Sollte man es glauben, daß manche unserer Leute auszogen mit dem Gewehr am Riemen und dem Schmetterlingsnetz in der Hand? Denn der verwaltungsmäßigen Aufnahme ging die wissenschaftliche Durchdringung zur Seite. In den oberen Räumen des Bialowieser Jagdschlosses ist bereits ein reichhaltiges Museum zusammengetragen. Sorgfältig hergerichtete Wisentgerippe und Vogelbälge, ganze Käfer-, Raupen- und Schmetterlingssammlungen; Musterstücke von Baumkrankheiten und Holzentartungen: Gräser- und Farrenherbarien. Anschaulich aufgebaut; jedem Kenner zur Lehre, aber jedem Deutschen zum hellen Stolz.

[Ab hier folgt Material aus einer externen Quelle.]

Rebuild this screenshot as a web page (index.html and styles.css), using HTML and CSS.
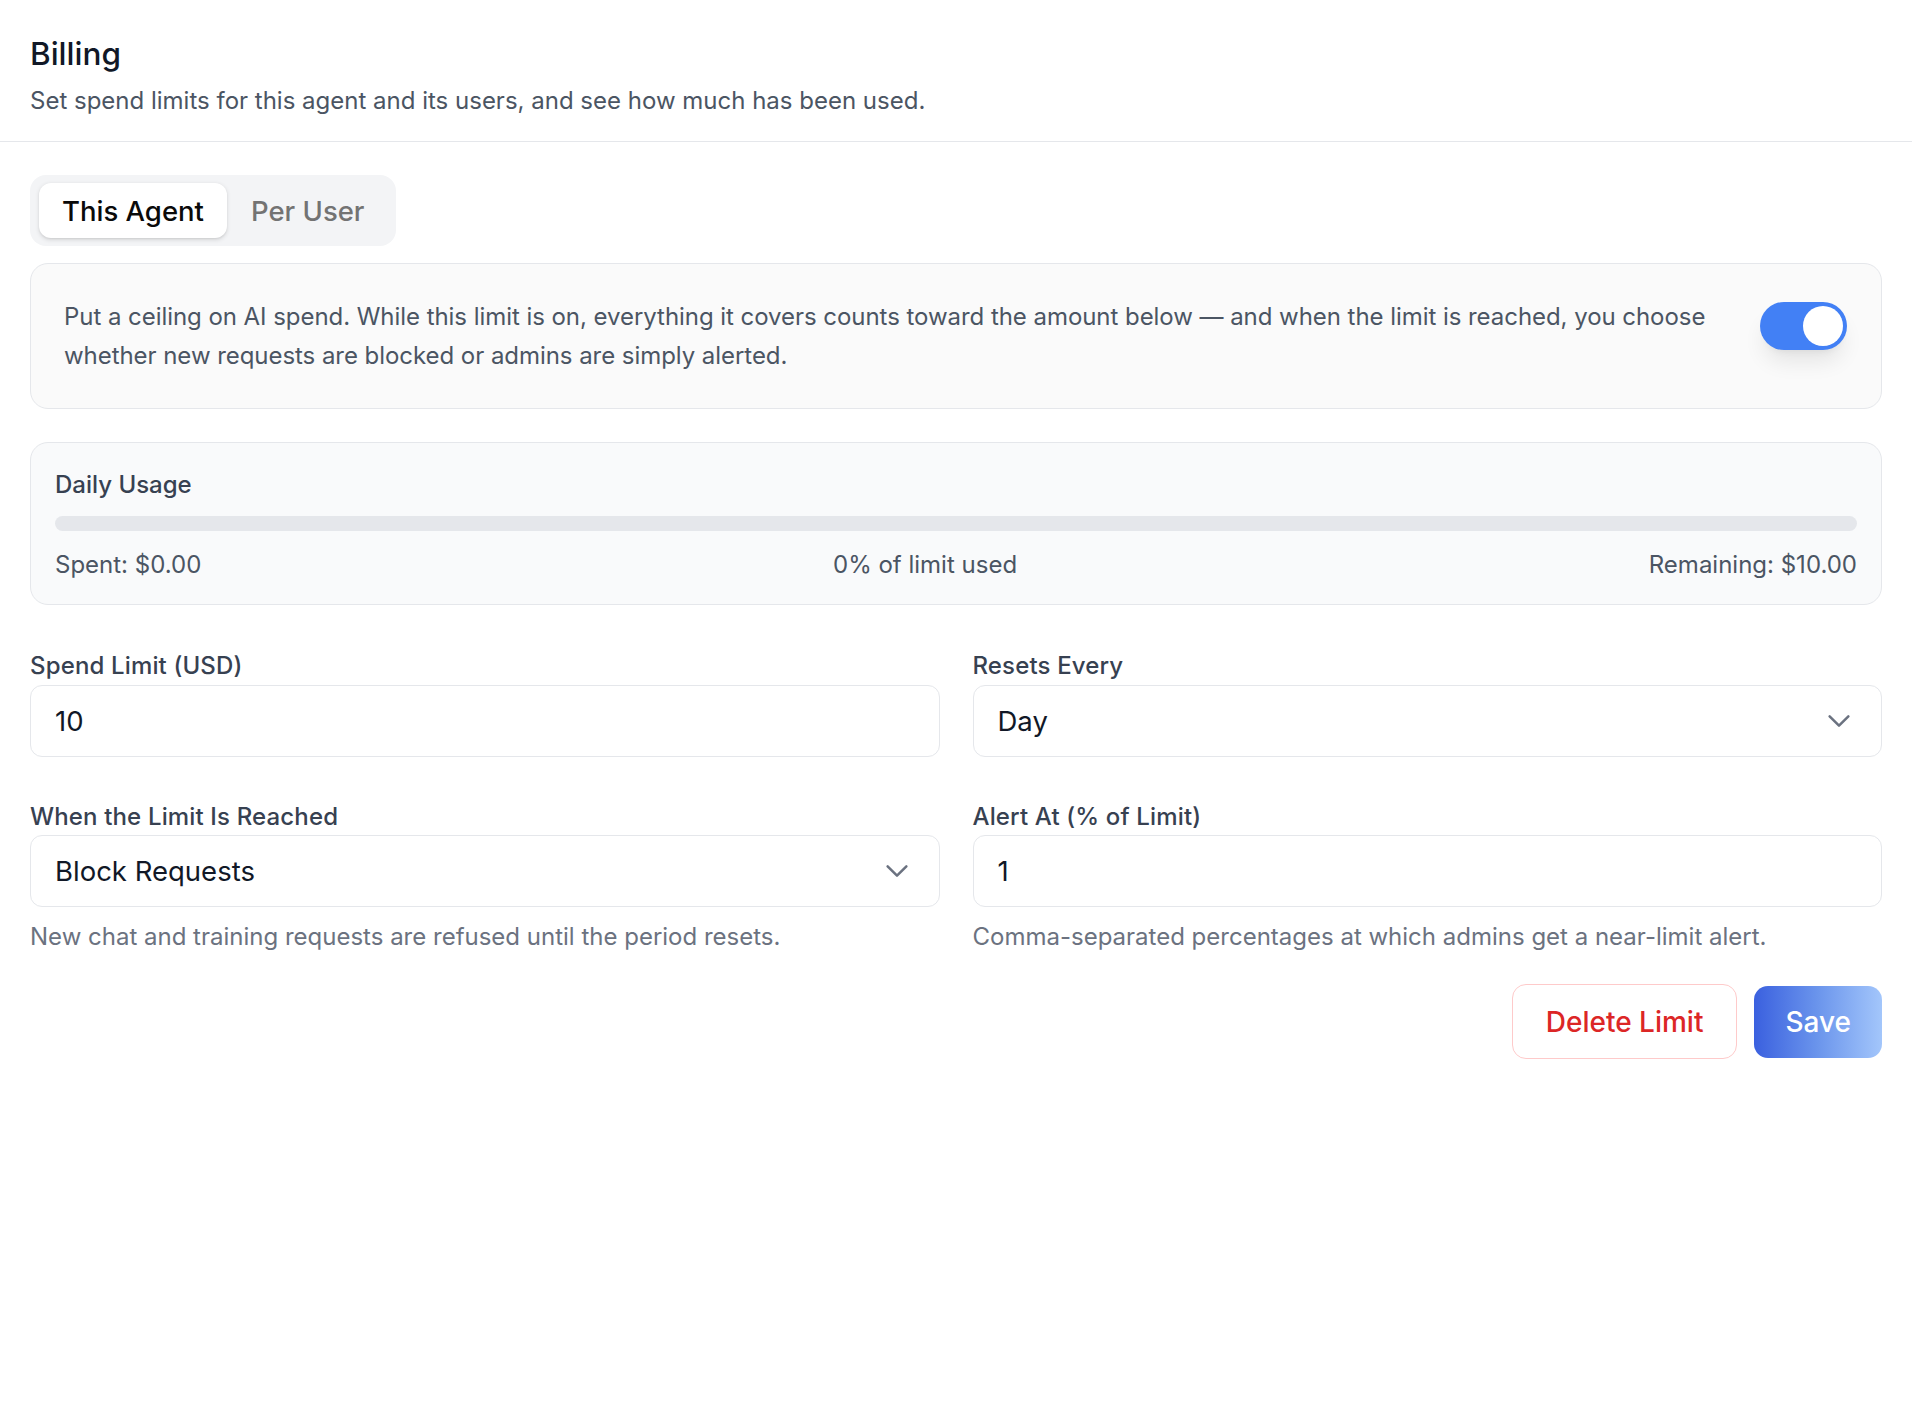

Es ist ein prachtvoller naturfrischer Schlag, diese oberbayerischen Forstleute, die dort vorwiegend am Werke sind. Weitsichtig, zielsicher, handfest, urwüchsig. Sie vermissen ihre Berge, fühlen sich aber kreuzwohl im übertragenen [60] Dienst. Der Fachmann beirrt den Menschen nicht. Wir haben einen von Schnadahüpferln durchjodelten Abend mit ihnen verlebt. In denselben Räumen, in denen sich vordem der Zar von Rasputin mystisch erleuchten, d. h. verdunkeln ließ.